Bis die Nonne ums Eck biegt

In einer der wenigen herzigen Szenen im Film ist das Trio in ausgelassener Stimmung in einer Bar, Harry Styles singt den Song „I’m Going to Get Lit up (When the Lights Go up in London)“ und bei einer Überlandpartie im Auto stimmen die beiden anderen mit ein. „Lit“ stand viele Jahrzehnte für berauscht sein und der Song von Hubert Gregg war tatsächlich von der australischen öffentlich-rechtlichen Rundfunkgesellschaft wegen „bad taste“ gesperrt worden. Das katapultiert einen zurück in eine restriktive Zeit und das ganze Drama der Geschichte von „My Policeman“ ist darin begründet.

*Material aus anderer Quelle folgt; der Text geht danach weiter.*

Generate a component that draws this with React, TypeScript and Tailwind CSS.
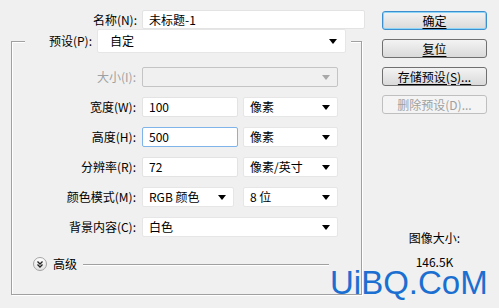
import React from "react";

const Arrow = ({ disabled }: { disabled?: boolean }) => (
  <svg width="8" height="5" viewBox="0 0 8 5" className="shrink-0">
    <polygon points="0,0 8,0 4,5" fill={disabled ? "#a8a8a8" : "#000"} />
  </svg>
);

const Input = ({ value, w, focus }: { value: string; w: string; focus?: boolean }) => (
  <div
    className={`${w} h-[20px] bg-white rounded-[2px] border flex items-center px-[6px] text-black ${
      focus ? "border-[#7eb4ea]" : "border-[#e3e3e3]"
    }`}
  >
    {value}
  </div>
);

const Select = ({ value, w, disabled }: { value: string; w: string; disabled?: boolean }) => (
  <div
    className={`${w} h-[20px] rounded-[2px] border flex items-center justify-between pl-[6px] pr-[7px] ${
      disabled ? "bg-[#f0f0f0] border-[#c4c4c4]" : "bg-white border-[#e6e6e6]"
    }`}
  >
    <span>{value}</span>
    <Arrow disabled={disabled} />
  </div>
);

const Row = ({ label, disabled, children }: { label: string; disabled?: boolean; children: React.ReactNode }) => (
  <div className="flex items-center h-[20px] mt-[10px]">
    <div className={`w-[125px] text-right pr-[1px] ${disabled ? "text-[#a0a0a0]" : "text-black"}`}>{label}</div>
    <div className="ml-[5px] flex gap-[5px]">{children}</div>
  </div>
);

const Button = ({ label, primary, disabled }: { label: string; primary?: boolean; disabled?: boolean }) => (
  <div
    className={`w-[105px] h-[19px] rounded-[3px] border flex items-center justify-center ${
      disabled
        ? "border-[#bfbfbf] bg-[#f4f4f4] text-[#a0a0a0]"
        : primary
        ? "border-[#3c8fcf] bg-gradient-to-b from-[#f3f3f3] to-[#dadada] shadow-[inset_0_0_0_1px_#8cd5f7] text-black"
        : "border-[#707070] bg-gradient-to-b from-[#f3f3f3] to-[#dadada] text-black"
    }`}
  >
    <span className={disabled ? "" : "underline underline-offset-[2px]"}>{label}</span>
  </div>
);

export default function App() {
  return (
    <div className="relative w-[499px] h-[308px] bg-[#f0f0f0] flex font-['Noto_Sans_CJK_SC',sans-serif] text-[12px] leading-[16px] overflow-hidden">
      <div className="w-[365px] pl-[11px] pt-[10px] flex flex-col">
        <div className="flex items-center h-[19px]">
          <div className="w-[126px] text-right">名称(N):</div>
          <div className="ml-[5px] w-[223px] h-[19px] bg-white border border-[#e3e3e3] rounded-[2px] flex items-center px-[6px]">
            未标题-1
          </div>
        </div>

        <fieldset className="w-[351px] border border-[#a0a0a0] shadow-[inset_1px_1px_0_#fff,1px_1px_0_#fff] p-0 pt-[4px] pb-[23px] m-0">
          <legend className="ml-[13px] mt-[4px] p-0 bg-[#f0f0f0] flex items-center">
            <div className="w-[67px] text-right">预设(P):</div>
            <div className="ml-[5px] mr-[5px] w-[249px] h-[24px] bg-white border border-[#e6e6e6] rounded-[2px] flex items-center justify-between pl-[12px] pr-[8px]">
              <span>自定</span>
              <Arrow />
            </div>
          </legend>

          <Row label="大小(I):" disabled>
            <Select value="" w="w-[196px]" disabled />
          </Row>
          <Row label="宽度(W):">
            <Input value="100" w="w-[96px]" />
            <Select value="像素" w="w-[95px]" />
          </Row>
          <Row label="高度(H):">
            <Input value="500" w="w-[96px]" focus />
            <Select value="像素" w="w-[95px]" />
          </Row>
          <Row label="分辨率(R):">
            <Input value="72" w="w-[96px]" />
            <Select value="像素/英寸" w="w-[95px]" />
          </Row>
          <Row label="颜色模式(M):">
            <Select value="RGB 颜色" w="w-[92px]" />
            <div className="ml-[4px]">
              <Select value="8 位" w="w-[95px]" />
            </div>
          </Row>
          <Row label="背景内容(C):">
            <Select value="白色" w="w-[196px]" />
          </Row>

          <div className="flex items-center h-[14px] mt-[20px] ml-[21px] mr-[32px]">
            <svg width="14" height="14" viewBox="0 0 14 14" className="shrink-0">
              <defs>
                <linearGradient id="g" x1="0" y1="0" x2="0" y2="1">
                  <stop offset="0" stopColor="#ffffff" />
                  <stop offset="1" stopColor="#e2e2e2" />
                </linearGradient>
              </defs>
              <circle cx="7" cy="7" r="6.5" fill="url(#g)" stroke="#a3a3a3" />
              <polyline points="4.5,4.5 7,7 9.5,4.5" fill="none" stroke="#222" strokeWidth="1.3" />
              <polyline points="4.5,7.5 7,10 9.5,7.5" fill="none" stroke="#222" strokeWidth="1.3" />
            </svg>
            <span className="ml-[6px]">高级</span>
            <div className="flex-1 ml-[6px] h-[1px] bg-[#a0a0a0] shadow-[0_1px_0_#fff]" />
          </div>
        </fieldset>
      </div>

      <div className="pl-[17px] pt-[11px] flex flex-col">
        <div className="flex flex-col gap-[9px]">
          <Button label="确定" primary />
          <Button label="复位" />
          <Button label="存储预设(S)..." />
          <Button label="删除预设(D)..." disabled />
        </div>
        <div className="mt-[116px] w-[105px] text-center">图像大小:</div>
        <div className="mt-[8px] w-[105px] text-center">146.5K</div>
      </div>

      <div className="absolute left-[330px] top-[272px] text-[33px] leading-[22px] text-[#1b6fd1] font-['Liberation_Sans',sans-serif]">
        UiBQ.CoM
      </div>
    </div>
  );
}
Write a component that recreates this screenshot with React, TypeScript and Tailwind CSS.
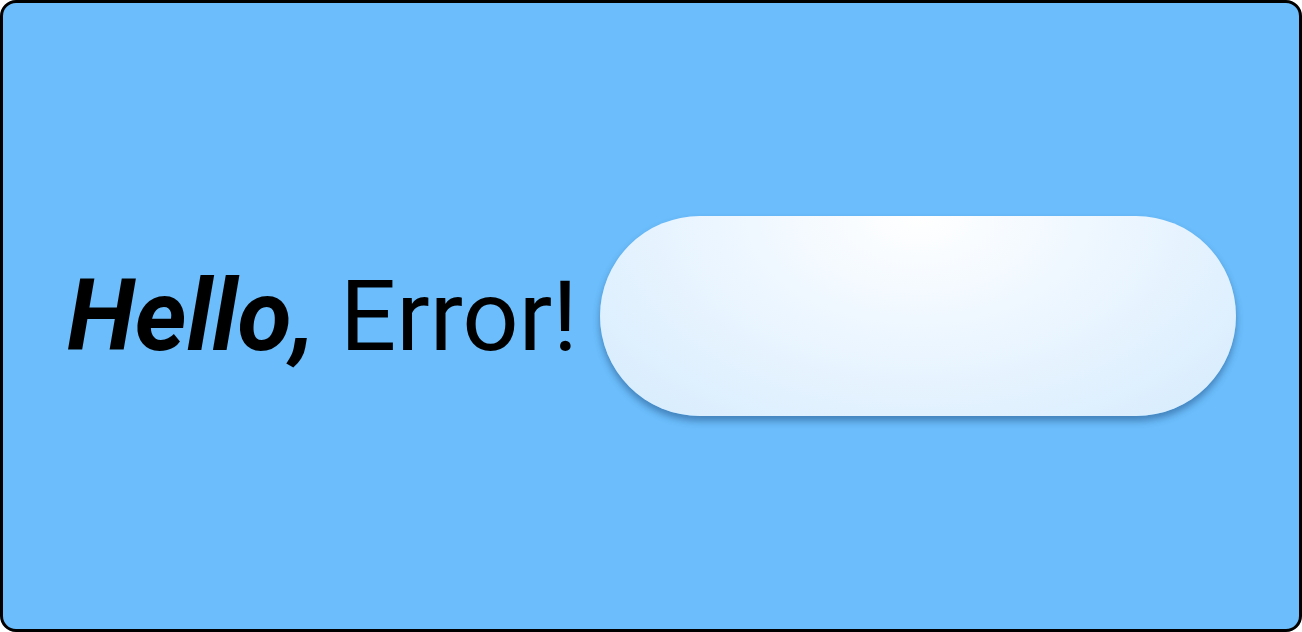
import React from 'react';

const App = () => {
    return (
        <div className="w-[1302px] h-[632px] bg-white">
            <div
                className="w-full h-full rounded-[16px] border-[3px] border-black bg-[#6bbdfb] flex items-center px-16 gap-[22px]"
                style={{ fontFamily: 'Roboto, "Liberation Sans", sans-serif' }}
            >
                <h1 className="text-[99px] leading-none text-black whitespace-nowrap">
                    <span className="font-bold italic">Hello,</span> Error!
                </h1>
                <div className="shrink-0 w-[636px] h-[200px] rounded-full bg-[radial-gradient(ellipse_at_50%_0%,#ffffff_0%,#ecf6ff_45%,#d5ebfd_100%)] shadow-[0_5px_7px_rgba(20,60,110,0.45)]"></div>
            </div>
        </div>
    );
};

export default App;
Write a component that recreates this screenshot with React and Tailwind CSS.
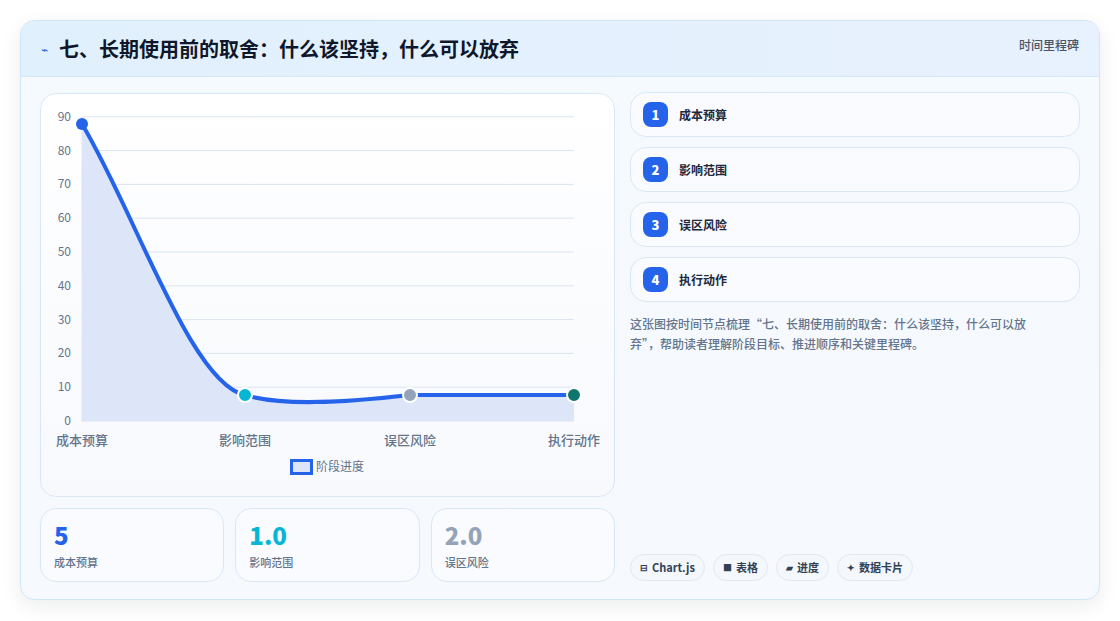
import React from "react";

const font = { fontFamily: '"Noto Sans CJK SC", "Noto Sans", sans-serif' };

const steps = ["成本预算", "影响范围", "误区风险", "执行动作"];

const Chart = () => {
  const ticks = [90, 80, 70, 60, 50, 40, 30, 20, 10, 0];
  const y = (v) => 327 - v * 3.38;
  const xs = [41, 204, 369, 533];
  return (
    <svg width="574" height="403" viewBox="0 0 574 403" className="block">
      {ticks.map((t) => (
        <g key={t}>
          <line x1="41" x2="533" y1={y(t)} y2={y(t)} stroke="#dbe4f0" strokeWidth="1" />
          <text x="30" y={y(t) + 4} textAnchor="end" fontSize="12" fill="#64748b">{t}</text>
        </g>
      ))}
      <line x1="41" x2="41" y1={y(90)} y2="327" stroke="#dbe4f0" />
      <path d="M41,30 C95,120 150,290 204,301 C240,312 300,309 369,301 L533,301 L533,327 L41,327 Z" fill="#dde5f8" />
      <path d="M41,30 C95,120 150,290 204,301 C240,312 300,309 369,301 L533,301" fill="none" stroke="#2563eb" strokeWidth="4" />
      <circle cx={xs[0]} cy="30" r="6" fill="#2563eb" />
      <circle cx={xs[1]} cy="301" r="7" fill="#06b6d4" stroke="#fff" strokeWidth="2" />
      <circle cx={xs[2]} cy="301" r="7" fill="#94a3b8" stroke="#fff" strokeWidth="2" />
      <circle cx={xs[3]} cy="301" r="7" fill="#0f766e" stroke="#fff" strokeWidth="2" />
      {steps.map((s, i) => (
        <text key={s} x={xs[i]} y="351" textAnchor="middle" fontSize="13" fontWeight="500" fill="#64748b">{s}</text>
      ))}
      <rect x="250.5" y="366.5" width="20" height="13" fill="#dde5f8" stroke="#2563eb" strokeWidth="3" />
      <text x="275" y="377" fontSize="12" fill="#64748b">阶段进度</text>
    </svg>
  );
};

const Stat = ({ value, label, color }) => (
  <div className="flex-1 rounded-2xl border border-[#dbe7f7] bg-[#f9fbff] px-[13px] pt-[11px] h-[74px]">
    <div className={`text-[24px] font-black leading-[30px] ${color}`}>{value}</div>
    <div className="mt-[4px] text-[11px] font-medium text-[#64748b]">{label}</div>
  </div>
);

const Tag = ({ icon, children }) => (
  <span className="flex h-[27px] items-center gap-1 rounded-full border border-[#e2e8f0] bg-[#f4f7fb] px-[9px] text-[11px] font-bold text-[#334155]">
    <span className="text-[9px]">{icon}</span>
    {children}
  </span>
);

export default function App() {
  return (
    <div className="h-[621px] w-[1120px] bg-white p-5" style={font}>
      <div className="flex h-[580px] flex-col overflow-hidden rounded-[14px] border border-[#cfe6f7] bg-gradient-to-b from-[#f5faff] to-[#f6f9fe] shadow-[0_6px_20px_rgba(15,23,42,0.08)]">
        <div className="flex h-[56px] items-center justify-between border-b border-[#d6e7f7] bg-gradient-to-r from-[#e1f0fd] to-[#e8f1fe] pl-[20px] pr-[20px]">
          <div className="flex items-center gap-[11px]">
            <span className="text-[12px] text-[#2563eb]">⌁</span>
            <h1 className="text-[20px] font-bold text-[#0f172a]">七、长期使用前的取舍：什么该坚持，什么可以放弃</h1>
          </div>
          <span className="self-start pt-[15px] text-[12px] font-medium text-[#475569]">时间里程碑</span>
        </div>
        <div className="flex flex-1 gap-[15px] px-[19px] pt-[16px]">
          <div className="flex w-[575px] flex-col gap-[11px]">
            <div className="h-[404px] overflow-hidden rounded-2xl border border-[#dbe7f7] bg-gradient-to-b from-white to-[#f7f9fd]">
              <Chart />
            </div>
            <div className="flex gap-[11px]">
              <Stat value="5" label="成本预算" color="text-[#2563eb]" />
              <Stat value="1.0" label="影响范围" color="text-[#06b6d4]" />
              <Stat value="2.0" label="误区风险" color="text-[#94a3b8]" />
            </div>
          </div>
          <div className="-mt-px flex flex-1 flex-col">
            <div className="flex flex-col gap-[10px]">
              {steps.map((s, i) => (
                <div key={s} className="flex h-[45px] items-center gap-[11px] rounded-2xl border border-[#dbe7f7] bg-[#f9fbff] px-[12px]">
                  <span className="flex h-[25px] w-[25px] items-center justify-center rounded-lg bg-[#2563eb] text-[13px] font-extrabold text-white">{i + 1}</span>
                  <span className="text-[12px] font-bold text-[#1e293b]">{s}</span>
                </div>
              ))}
            </div>
            <p className="mt-[12px] pr-[28px] text-[12px] font-medium leading-[20px] text-[#64748b]">
              这张图按时间节点梳理“七、长期使用前的取舍：什么该坚持，什么可以放弃”，帮助读者理解阶段目标、推进顺序和关键里程碑。
            </p>
            <div className="mt-auto mb-[18px] flex gap-[8px]">
              <Tag icon="⊟">Chart.js</Tag>
              <Tag icon="■">表格</Tag>
              <Tag icon="▰">进度</Tag>
              <Tag icon="✦">数据卡片</Tag>
            </div>
          </div>
        </div>
      </div>
    </div>
  );
}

Da lieben ein Mann und eine Frau denselben Mann, doch für das sehr gute Schauspiel bleibt wenig Raum in den plakativen Filmsequenzen. Harry Styles liebt und leidet erneut wunderbar in den 1950er- Jahren, noch mehr als schon in „Don’t worry, Darling“ kann er sein Schauspieltalent zeigen. Er spielt den Polizisten Tom überzeugend, wie der hingerissen lächelt, als er mit Freundin und Freund unterwegs ist, sich in seiner Professionalität in Sicherheit wähnt und auf das Leben des Kunstkurators und Geliebten mit Argwohn blickt, auch wenn er sich nach ihm sehnt. „Men ought to be married“, sagt der Polizist Tom zu seinem Freund und müht sich beim Sex mit Marion. Einmal gelingt eine Liebesflucht nach Venedig, auch dort drücken sich der Polizist und der Kurator verstohlen an eine Wand, um zu schmusen. Da biegt eine Nonne um die Ecke und bekreuzigt sich beim Anblick der beiden. Als das Drama noch einen Ausflug ins Genre Gerichtsfilm unternimmt, scheint das Schicksal der Männer besiegelt.

Das Riesenproblem von „My Policeman“ aber ist die Rahmenhandlung. Die zeigt uns die drei Leute im Alter - gespielt von einer anderen Generation erfahrener Schauspieler, u.a. Rupert Everett - und zwar von Filmbeginn an und jedes Mal genau dann wieder, wenn man gerade dabei ist, in die Geschichte zu kippen. Das Storytelling ist schrecklich, und die Sexszenen können die biedere Inszenierung nicht wettmachen. Dass man schwulen Sex zärtlicher als sonst darstellen wollte, hat dem Regisseur vorab Kritik und Lacher beschert. Am Ende von „My Policeman“ gibt es auch noch eine Zusammenfassung des Dramas - das ist praktisch für alle, die vom Film ins Smartphone gedriftet sind, um Harry-Styles-Interviews zu googeln. Die wenigen offenen Geheimnisse des Films werden dann in einem Monolog ausgesprochen, dann schaut man einem Taxi viel zu lang nach.